On December 1, Petroleum, Inc., sent Rachel & Rico (R&R) a letter, via overnight delivery, offering to employ R&R to review Petroleum’s tax situation for the current year for $10,000. In the letter, the company stated that R&R had ten days to accept. On December 5, R&R sent an e-mail message that stated, “The price for the tax analysis seems too low. Would you consider paying $15,000?” Petroleum received the message without responding immediately. The next day, Smith & Taylor, an R&R competitor, offered to conduct the appraisal for $8,000. On learning of this offer, R&R immediately e-mailed Petroleum, agreeing to do the work for $10,000. Petroleum received this message on December 7. Explain why R&R and Petroleum do, or do not, have a contract.

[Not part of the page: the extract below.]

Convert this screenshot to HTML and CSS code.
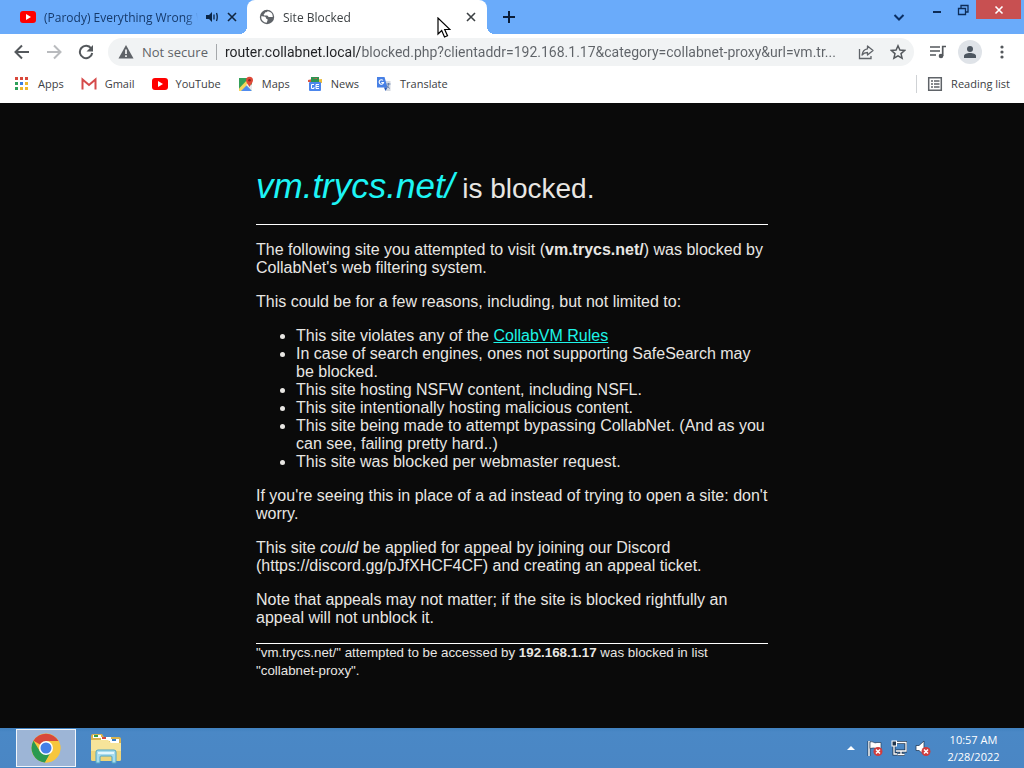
FILE: index.html
```
<!DOCTYPE html>
<html lang="en">
<head>
    <meta charset="UTF-8">
    <meta name="viewport" content="width=device-width, initial-scale=1.0">
    <title>Site Blocked</title>
    <link rel="stylesheet" href="styles.css">
</head>
<body>
    <header class="browser">
        <div class="tab-strip">
            <div class="tab">
                <svg class="icon" viewBox="0 0 16 16"><rect y="2" width="16" height="12" rx="3" fill="#f00"/><path d="M6 5v6l5-3z" fill="#fff"/></svg>
                <span class="tab-title">(Parody) Everything Wrong With</span>
                <button class="tab-button" aria-label="Mute tab"><svg viewBox="0 0 12 12"><path d="M0 4h3l3-3v10L3 8H0z" fill="#0b2545"/><path d="M8 3.500v5M10.500 2q1.500 4 0 8" fill="none" stroke="#0b2545" stroke-width="1.300"/></svg></button>
                <button class="tab-button" aria-label="Close tab"><svg viewBox="0 0 12 12"><path d="M2 2l8 8M10 2l-8 8" stroke="#12263f" stroke-width="1.600"/></svg></button>
            </div>
            <div class="tab active">
                <svg class="icon" viewBox="0 0 16 16"><circle cx="8" cy="8" r="7.200" fill="#5f6368"/><path d="M9 2.200c-1 .3-1.200 1-2.500 1.100-.7.200-.4 1.300-1.300 1.500-.8.300-.4 1.100.1 1.600H8c1.200 0 .8 1.500 2 1.500h3.800A5.800 5.800 0 0 0 9 2.200zM2.200 7.300c1.300.2 3 .1 4 .5 1.200.5.300 1.800 1.600 2.100 1 .2 1 .8.700 1.600l-.8 2.300A5.800 5.800 0 0 1 2.200 7.300z" fill="#fff"/></svg>
                <span class="tab-title">Site Blocked</span>
                <button class="tab-button" aria-label="Close tab"><svg viewBox="0 0 12 12"><path d="M2 2l8 8M10 2l-8 8" stroke="#3c4043" stroke-width="1.600"/></svg></button>
            </div>
            <button class="new-tab" aria-label="New tab"><svg viewBox="0 0 12 12"><path d="M6 0v12M0 6h12" stroke="#0b1d38" stroke-width="2"/></svg></button>
            <button class="tab-search" aria-label="Search tabs"><svg viewBox="0 0 12 12"><path d="M1.500 4L6 8.500 10.500 4" fill="none" stroke="#0b2f63" stroke-width="2"/></svg></button>
            <div class="window-buttons">
                <button aria-label="Minimize"><svg viewBox="0 0 12 12"><path d="M2 8h8" stroke="#0d2c57" stroke-width="2"/></svg></button>
                <button aria-label="Restore"><svg viewBox="0 0 12 12"><path d="M1.500 4.500h7v6h-7zM4 4V1.500h7v6.500H9" fill="none" stroke="#0d2c57" stroke-width="1.300"/></svg></button>
                <button class="close" aria-label="Close"><svg viewBox="0 0 12 12"><path d="M2.500 2.500l7 7M9.500 2.500l-7 7" stroke="#fff" stroke-width="1.600"/></svg></button>
            </div>
        </div>

        <div class="toolbar">
            <button class="nav-button" aria-label="Back"><svg viewBox="0 0 16 16"><path d="M15 8H2M8 1.500L1.500 8 8 14.500" fill="none" stroke="#54585c" stroke-width="2"/></svg></button>
            <button class="nav-button" aria-label="Forward"><svg viewBox="0 0 16 16"><path d="M1 8h13M8 1.500L14.500 8 8 14.500" fill="none" stroke="#b9bbbe" stroke-width="2"/></svg></button>
            <button class="nav-button" aria-label="Reload"><svg viewBox="0 0 16 16"><path d="M13.200 4.500A6.200 6.200 0 1 0 14.200 9" fill="none" stroke="#54585c" stroke-width="2"/><path d="M15 1v6.500H8.500z" fill="#54585c"/></svg></button>
            <div class="omnibox">
                <svg class="icon" viewBox="0 0 16 16"><path d="M8 1l7.500 13.500H.5z" fill="#5f6368"/><path d="M8 5.500v4.500M8 11.200v1.800" stroke="#fff" stroke-width="1.600"/></svg>
                <label class="security" for="address">Not secure</label>
                <input class="address" id="address" type="text" value="router.collabnet.local/blocked.php?clientaddr=192.168.1.17&amp;category=collabnet-proxy&amp;url=vm.tr...">
                <button class="omni-button" aria-label="Share"><svg viewBox="0 0 16 16"><path d="M1.500 5v9.500H13V12" fill="none" stroke="#5f6368" stroke-width="1.300"/><path d="M9.500 2l5.500 4.500-5.500 4.500V8.500c-2.500 0-4 .7-5.500 2.500.5-3.500 2.500-5.700 5.500-6.200z" fill="none" stroke="#5f6368" stroke-width="1.300" stroke-linejoin="round"/></svg></button>
                <button class="omni-button" aria-label="Bookmark this tab"><svg viewBox="0 0 16 16"><path d="M8 1.800l1.900 4.300 4.700.4-3.600 3.100 1.100 4.600L8 11.800l-4.100 2.400L5 9.600 1.400 6.500l4.700-.4z" fill="none" stroke="#54585c" stroke-width="1.500"/></svg></button>
            </div>
            <button class="nav-button" aria-label="Media controls"><svg viewBox="0 0 16 16"><path d="M0 3h10M0 7h10M0 11h6" stroke="#54585c" stroke-width="1.700"/><path d="M12.700 12V2.500H16" fill="none" stroke="#54585c" stroke-width="1.700"/><circle cx="11" cy="12" r="2.300" fill="#54585c"/></svg></button>
            <button class="nav-button avatar" aria-label="Profile"><svg viewBox="0 0 16 16"><circle cx="8" cy="5" r="3" fill="#4d5660"/><path d="M2 14v-2c0-2 3-3 6-3s6 1 6 3v2z" fill="#4d5660"/></svg></button>
            <button class="nav-button" aria-label="Menu"><svg viewBox="0 0 16 16"><g fill="#54585c"><circle cx="8" cy="3" r="1.600"/><circle cx="8" cy="8" r="1.600"/><circle cx="8" cy="13" r="1.600"/></g></svg></button>
        </div>

        <nav class="bookmarks">
            <a href="#"><svg class="icon" viewBox="0 0 16 16"><path d="M1 1h3v3H1zM6 1h3v3H6zM11 1h3v3h-3z" fill="#d9483b"/><path d="M1 6h3v3H1z" fill="#2da05a"/><path d="M6 6h3v3H6z" fill="#3b7de0"/><path d="M11 6h3v3h-3z" fill="#eeb62c"/><path d="M1 11h3v3H1z" fill="#2da05a"/><path d="M6 11h3v3H6zM11 11h3v3h-3z" fill="#eeb62c"/></svg>Apps</a>
            <a href="#"><svg class="icon" viewBox="0 0 16 16"><path d="M1.500 13.500V3.500L8 9l6.500-5.500v10" fill="none" stroke="#d54b4b" stroke-width="2"/></svg>Gmail</a>
            <a href="#"><svg class="icon" viewBox="0 0 16 16"><rect y="2" width="16" height="12" rx="3" fill="#f00"/><path d="M6 5v6l5-3z" fill="#fff"/></svg>YouTube</a>
            <a href="#"><svg class="icon" viewBox="0 0 16 16"><rect x="1" y="2" width="13" height="13" rx="1.500" fill="#34a05a"/><path d="M2 15l6-6 6 6z" fill="#4f8bf0"/><path d="M1 12.500L11 2h3v2L3 15H1z" fill="#f5d65b"/><path d="M8 9l6 6V9L11 6z" fill="#e8eaed"/><path d="M1 2h8L1 10.500z" fill="#34a05a"/><path d="M11.500 11C10 8 8 6.500 8 4.200a3.500 3.500 0 0 1 7 0c0 2.300-2 3.800-3.500 6.800z" fill="#df4938"/><circle cx="11.500" cy="4.200" r="1.300" fill="#8e261c"/></svg>Maps</a>
            <a href="#"><svg class="icon" viewBox="0 0 16 16"><path d="M4 1h8v5H4z" fill="#2c9551"/><path d="M1 4l9-2 1 4H1z" fill="#db5745"/><path d="M6 4l9-1v4H6z" fill="#e9bc3f"/><path d="M4 3h8v3H4z" fill="#2c9551"/><rect x="2" y="6" width="12" height="9" rx="1" fill="#4c86ec"/><path d="M7 8.500H4.500v4H7V11M12 8.500H9v4h3M9 10.500h3" fill="none" stroke="#fff"/></svg>News</a>
            <a href="#"><svg class="icon" viewBox="0 0 16 16"><path d="M6 5h8.500v10H10z" fill="#d5dae2"/><path d="M1 1h7.500l3 10.500H1z" fill="#4780e5"/><path d="M8 11.500h3.500L9.500 15z" fill="#2859b8"/><path d="M7 4.500a2.200 2.200 0 1 0 .5 2H5.300" fill="none" stroke="#fff" stroke-width="1.100"/><path d="M10.500 8h4M12.500 7v1c0 2-1 3-2 4M11 9.500l2.500 3" fill="none" stroke="#6580ae"/></svg>Translate</a>
            <a class="reading-list" href="#"><svg class="icon" viewBox="0 0 16 16"><path d="M1.700 1.700h12.600v12.600H1.700z" fill="none" stroke="#5f6368" stroke-width="1.500"/><path d="M4 5h2M4 8h2M4 11h2M7 5h5.500M7 8h5.500M7 11h5.500" stroke="#5f6368" stroke-width="1.500"/></svg>Reading list</a>
        </nav>
    </header>

    <main class="page">
        <div class="container">
            <h1><em>vm.trycs.net/</em> is blocked.</h1>
            <hr>
            <p>The following site you attempted to visit (<b>vm.trycs.net/</b>) was blocked by CollabNet's web filtering system.</p>
            <p>This could be for a few reasons, including, but not limited to:</p>
            <ul>
                <li>This site violates any of the <a href="#">CollabVM Rules</a></li>
                <li>In case of search engines, ones not supporting SafeSearch may be blocked.</li>
                <li>This site hosting NSFW content, including NSFL.</li>
                <li>This site intentionally hosting malicious content.</li>
                <li>This site being made to attempt bypassing CollabNet. (And as you can see, failing pretty hard..)</li>
                <li>This site was blocked per webmaster request.</li>
            </ul>
            <p>If you're seeing this in place of a ad instead of trying to open a site: don't worry.</p>
            <p>This site <i>could</i> be applied for appeal by joining our Discord (https://discord.gg/pJfXHCF4CF) and creating an appeal ticket.</p>
            <p>Note that appeals may not matter; if the site is blocked rightfully an appeal will not unblock it.</p>
            <hr>
            <small>"vm.trycs.net/" attempted to be accessed by <b>192.168.1.17</b> was blocked in list "collabnet-proxy".</small>
        </div>
    </main>

    <footer class="taskbar">
        <button class="task active" aria-label="Google Chrome">
            <svg viewBox="0 0 32 32"><circle cx="16" cy="16" r="14.500" fill="#f6c63d"/><path d="M16 16L3.500 8.700A14.500 14.500 0 0 1 28.500 9H16z" fill="#d8483a"/><path d="M3.500 8.700A14.500 14.500 0 0 0 15 30.500l6-11L16 16 10 19.500z" fill="#2a9a51"/><path d="M28.500 9H16v7l6 3.500-7 11A14.500 14.500 0 0 0 28.500 9z" fill="#f6c63d"/><circle cx="16" cy="16" r="7" fill="#fff"/><circle cx="16" cy="16" r="5.500" fill="#4580e8"/></svg>
        </button>
        <button class="task" aria-label="File Explorer">
            <svg viewBox="0 0 32 32"><path d="M1 4q0-2 2-2h9l2 3h15q2 0 2 2v20H1z" fill="#d9b44f"/><path d="M3 3h8v3H3z" fill="#fff"/><path d="M4 3h4v2H4z" fill="#37a04b"/><path d="M11 5h10v4H11z" fill="#fff"/><path d="M12 5h4v2h-4z" fill="#d84a3d"/><path d="M20 7h9v4h-9z" fill="#fff"/><path d="M22 7h4v2h-4z" fill="#377ec8"/><path d="M1 8h17l3 3h10v16q0 2-2 2H3q-2 0-2-2z" fill="#f6e49a"/><path d="M1 19h30v8q0 2-2 2H3q-2 0-2-2z" fill="#efd579"/><path d="M6 31V20q0-2 2-2h16q2 0 2 2v11h-4v-6q0-1-1-1H11q-1 0-1 1v6z" fill="#a9dced" stroke="#4fa5c5"/><path d="M8 21h16" stroke="#e3f7fd" stroke-width="2"/></svg>
        </button>
        <div class="tray">
            <button aria-label="Show hidden icons"><svg viewBox="0 0 16 16"><path d="M4 10l4-4 4 4z" fill="#fff"/></svg></button>
            <button aria-label="Action Center"><svg viewBox="0 0 16 16"><path d="M2 1v15" stroke="#233c5a" stroke-width="3"/><path d="M2 1v15" stroke="#fff" stroke-width="1.500"/><path d="M3 2c3-1.500 4 2 7 .5h4v6c-4 1-6-1.500-11 0z" fill="#fff" stroke="#233c5a" stroke-width=".7"/><circle cx="11" cy="11.500" r="4.500" fill="#d13c3c"/><path d="M9 9.500l4 4M13 9.500l-4 4" stroke="#fff" stroke-width="1.500"/></svg></button>
            <button aria-label="Network"><svg viewBox="0 0 16 16"><path d="M5 2.500h10v8.500H5M10 11v3M6.500 14.500h7M3 6v8h3" fill="none" stroke="#20364e" stroke-width="3"/><path d="M5 2.500h10v8.500H5M10 11v3M6.500 14.500h7M3 6v8h3" fill="none" stroke="#fff" stroke-width="1.300"/><rect x="1" y="1" width="4.500" height="5" fill="#20364e" stroke="#fff"/></svg></button>
            <button aria-label="Volume muted"><svg viewBox="0 0 16 16"><path d="M1 5.500h3l5-4.500v14l-5-4.500H1z" fill="#fff" stroke="#233c5a" stroke-width=".8"/><circle cx="11" cy="11.500" r="4.500" fill="#d13c3c"/><path d="M9 9.500l4 4M13 9.500l-4 4" stroke="#fff" stroke-width="1.500"/></svg></button>
            <div class="clock"><span>10:57 AM</span><span>2/28/2022</span></div>
        </div>
    </footer>

    <svg class="cursor" viewBox="0 0 14 22"><path d="M1 1v16l3.700-3.500L7.500 20l3-1.300-2.800-6.200H13z" fill="#fff" stroke="#000" stroke-width="1.200"/></svg>
</body>
</html>
```
FILE: styles.css
```
* {
    box-sizing: border-box;
}
body {
    display: flex;
    flex-direction: column;
    min-height: 100vh;
    margin: 0;
    background-color: #0a0a0a;
    font-family: "Liberation Sans", Arial, sans-serif;
}
button {
    display: flex;
    align-items: center;
    justify-content: center;
    flex: none;
    margin: 0;
    padding: 0;
    border: 0;
    background: none;
}
svg {
    display: block;
    flex: none;
}
.icon {
    width: 16px;
    height: 16px;
}

/* browser window */
.browser {
    background-color: #fff;
    color: #3c4043;
    font-family: "Open Sans", "Noto Sans", sans-serif;
    font-size: 12px;
}
.tab-strip {
    display: flex;
    height: 34px;
    background-color: #6aabfa;
}
.tab {
    display: flex;
    align-items: center;
    gap: 8px;
    width: 247px;
    padding: 0 9px 0 20px;
    color: #163a6b;
}
.tab-title {
    flex: 1;
    overflow: hidden;
    white-space: nowrap;
    -webkit-mask-image: linear-gradient(to left, transparent, #000 12px);
    mask-image: linear-gradient(to left, transparent, #000 12px);
}
.tab-button svg,
.tab-search svg,
.window-buttons svg {
    width: 12px;
    height: 12px;
}
.tab-button {
    width: 12px;
    height: 16px;
}
.tab.active {
    position: relative;
    width: 240px;
    padding: 0 10px 0 12px;
    border-radius: 8px 8px 0 0;
    background-color: #fff;
    color: #3c4043;
}
.tab.active::before,
.tab.active::after {
    content: "";
    position: absolute;
    bottom: 0;
    width: 8px;
    height: 8px;
}
.tab.active::before {
    right: 100%;
    background: radial-gradient(circle at 0 0, transparent 8px, #fff 8px);
}
.tab.active::after {
    left: 100%;
    background: radial-gradient(circle at 100% 0, transparent 8px, #fff 8px);
}
.new-tab {
    width: 44px;
}
.new-tab svg {
    width: 12px;
    height: 12px;
}
.tab-search {
    width: 26px;
    margin-left: auto;
}
.window-buttons {
    display: flex;
    height: 19px;
    padding-right: 3px;
}
.window-buttons button {
    width: 26px;
}
.window-buttons button:first-child {
    margin-left: 12px;
}
.window-buttons .close {
    width: 45px;
    background-color: #c85051;
}

.toolbar {
    display: flex;
    align-items: center;
    gap: 8px;
    height: 36px;
    padding: 0 10px;
}
.nav-button {
    width: 24px;
    height: 24px;
}
.nav-button svg {
    width: 16px;
    height: 16px;
}
.omnibox {
    display: flex;
    flex: 1;
    align-items: center;
    gap: 8px;
    min-width: 0;
    height: 28px;
    margin: 0 4px 0 2px;
    padding: 0 4px 0 10px;
    border-radius: 14px;
    background-color: #f1f3f4;
}
.security {
    padding-right: 8px;
    border-right: 1px solid #a5a8ab;
    color: #5f6368;
    font-size: 13px;
    line-height: 16px;
    white-space: nowrap;
}
/* host part is darker than the path */
.address {
    flex: 1;
    min-width: 0;
    padding: 0;
    border: 0;
    outline: 0;
    background: linear-gradient(to right, #202124 136px, #5f6368 136px);
    -webkit-background-clip: text;
    background-clip: text;
    -webkit-text-fill-color: transparent;
    font: 14px Roboto, "Open Sans", sans-serif;
}
.omni-button {
    width: 24px;
    height: 24px;
}
.omni-button svg {
    width: 16px;
    height: 16px;
}
.avatar {
    border-radius: 50%;
    background-color: #dfe3e8;
}

.bookmarks {
    display: flex;
    align-items: center;
    gap: 17px;
    height: 33px;
    padding: 0 14px 6px;
    font-size: 11px;
}
.bookmarks a {
    display: flex;
    align-items: center;
    gap: 8px;
    color: inherit;
    line-height: 18px;
    text-decoration: none;
    white-space: nowrap;
}
.bookmarks .reading-list {
    margin-left: auto;
    padding-left: 10px;
    border-left: 1px solid #cfd2d5;
}

/* blocked page */
.page {
    flex: 1;
    padding: 65px 0 40px;
    color: #e8e6e3;
    font-size: 16px;
    line-height: 18px;
}
.container {
    width: 50%;
    margin: 0 auto;
}
h1 {
    margin: 0 0 16px;
    font-size: 28px;
    font-weight: normal;
    line-height: 38px;
}
h1 em {
    color: #1df5f5;
    font-size: 35px;
    line-height: 1;
}
hr {
    height: 1px;
    margin: 0;
    border: 0;
    background-color: #fff;
}
p,
ul {
    margin: 16px 0;
}
ul {
    padding-left: 40px;
}
.container a {
    color: #1df5e8;
}
small {
    display: block;
    font-size: smaller;
}

/* taskbar */
.taskbar {
    display: flex;
    height: 40px;
    padding: 1px 16px;
    background: linear-gradient(#4182c0, #4a88c6 4px, #4a86c4);
    color: #fff;
    font-family: "Open Sans", "Noto Sans", sans-serif;
    font-size: 11px;
}
.task {
    width: 60px;
}
.task svg {
    width: 32px;
    height: 32px;
}
.task.active {
    border: 1px solid #f2f6fb;
    background-color: #9db5d6;
}
.tray {
    display: flex;
    align-items: center;
    gap: 8px;
    margin-left: auto;
}
.tray svg {
    width: 16px;
    height: 16px;
}
.clock {
    display: flex;
    flex-direction: column;
    align-items: center;
    width: 69px;
    line-height: 17px;
}

.cursor {
    position: absolute;
    top: 17px;
    left: 437px;
    width: 14px;
    height: 22px;
}
```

What will be an ideal response?


R&R and Petroleum have a contract. R&R effectively accepted Petroleum’s offer to perform a review of the corporation’s tax situation.An attempt to change the terms of an offer rejects that offer, terminates it, and makes a counteroffer. Here, however, the fax did not indicate an intent to reject the offer, and a reasonable person in Petroleum’s position would not conclude that the fax was a rejection. R&R’s fax was simply an inquiry about the offer. R&R was still considering the offer. Learning of Smith & Taylor’s offer did not act as a revocation of Petroleum’s offer to R&R (although the offer would have been revoked if R&R had accepted Smith & Taylors’s offer, and R&R had learned of this acceptance).In accepting Petroleum’s offer, R&R used a medium that was reasonable under the circumstances because Petroleum did not expressly specify any particular method of acceptance. Thus, R&R’s acceptance was timely sent and received. Consequently, the acceptance was effective on dispatch.